» TASK TO COMPLETE
Wherever the string "React" appears, copy the whole line.

» SUPPLIED DATA
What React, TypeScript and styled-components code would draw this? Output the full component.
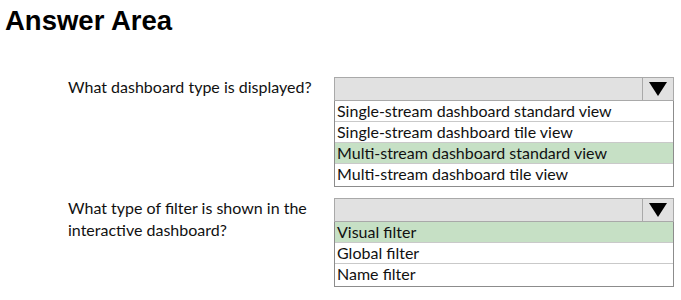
import styled, { createGlobalStyle } from "styled-components";

const GlobalStyle = createGlobalStyle`
  html, body {
    margin: 0;
    padding: 0;
    background: #fff;
  }
  body {
    width: 681px;
    height: 300px;
    overflow: hidden;
  }
`;

type Question = {
  label: string[];
  options: string[];
  selected: number;
};

const questions: Question[] = [
  {
    label: ["What dashboard type is displayed?"],
    options: [
      "Single-stream dashboard standard view",
      "Single-stream dashboard tile view",
      "Multi-stream dashboard standard view",
      "Multi-stream dashboard tile view",
    ],
    selected: 2,
  },
  {
    label: ["What type of filter is shown in the", "interactive dashboard?"],
    options: ["Visual filter", "Global filter", "Name filter"],
    selected: 0,
  },
];

export default function App() {
  return (
    <Page>
      <GlobalStyle />
      <Title>Answer Area</Title>
      <Questions>
        {questions.map((q, i) => (
          <Row key={i}>
            <Label>
              {q.label.map((line) => (
                <div key={line}>{line}</div>
              ))}
            </Label>
            <Dropdown>
              <Header>
                <HeaderBlank />
                <ArrowCell>
                  <svg width="18" height="14" viewBox="0 0 18 14">
                    <path d="M0 0 H18 L9 14 Z" fill="#000" />
                  </svg>
                </ArrowCell>
              </Header>
              <Options>
                {q.options.map((opt, j) => (
                  <Option key={opt} $active={j === q.selected}>
                    {opt}
                  </Option>
                ))}
              </Options>
            </Dropdown>
          </Row>
        ))}
      </Questions>
    </Page>
  );
}

const Page = styled.div`
  width: 681px;
  height: 300px;
  box-sizing: border-box;
  padding: 5px 0 0 5px;
  background: #fff;
`;

const Title = styled.h1`
  margin: 0;
  font-family: "Liberation Sans", Arial, sans-serif;
  font-weight: 700;
  font-size: 27.5px;
  line-height: 32px;
  color: #000;
`;

const Questions = styled.div`
  display: flex;
  flex-direction: column;
  gap: 11px;
  margin-top: 40px;
`;

const Row = styled.div`
  display: flex;
  align-items: flex-start;
`;

const Label = styled.div`
  width: 266px;
  box-sizing: content-box;
  padding-left: 63px;
  padding-right: 0;
  margin-top: -1px;
  font-family: Lato, "Open Sans", sans-serif;
  font-size: 16px;
  line-height: 22px;
  color: #111;
`;

const Dropdown = styled.div`
  width: 340px;
  display: flex;
  flex-direction: column;
`;

const Header = styled.div`
  display: flex;
  height: 24px;
  box-sizing: border-box;
  border: 1px solid #a9a9a9;
  background: #e1e1e1;
`;

const HeaderBlank = styled.div`
  flex: 1;
`;

const ArrowCell = styled.div`
  width: 30px;
  border-left: 1px solid #a9a9a9;
  display: flex;
  align-items: center;
  justify-content: center;
`;

const Options = styled.div`
  border: 1px solid #8c8c8c;
  border-top: none;
  padding-bottom: 2px;
  background: #fff;
`;

const Option = styled.div<{ $active: boolean }>`
  height: 20px;
  line-height: 20px;
  padding-left: 2px;
  font-family: Lato, "Open Sans", sans-serif;
  font-size: 16px;
  color: #111;
  background: ${(p) => (p.$active ? "#c6e0c5" : "#fff")};
  border-bottom: 1px solid #c9c9c9;
  white-space: nowrap;
  &:last-child {
    border-bottom: none;
  }
`;
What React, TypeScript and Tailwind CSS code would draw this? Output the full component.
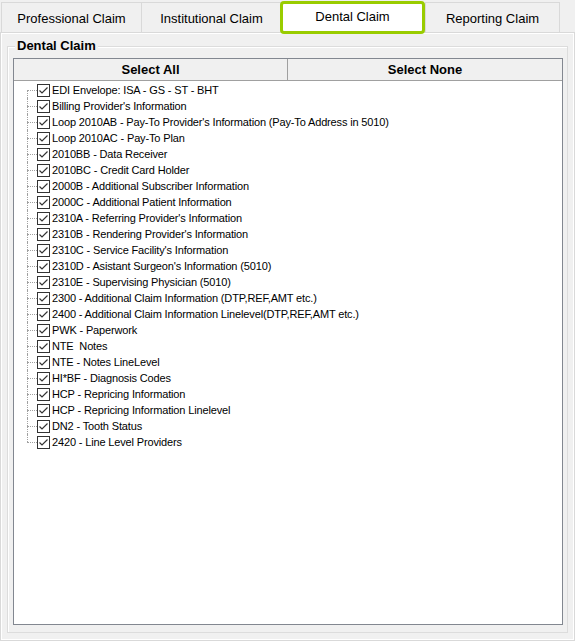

» RESPONSE BELOW
What React, TypeScript and styled-components code would draw this? Output the full component.
What React, TypeScript and Tailwind CSS code would draw this? Output the full component.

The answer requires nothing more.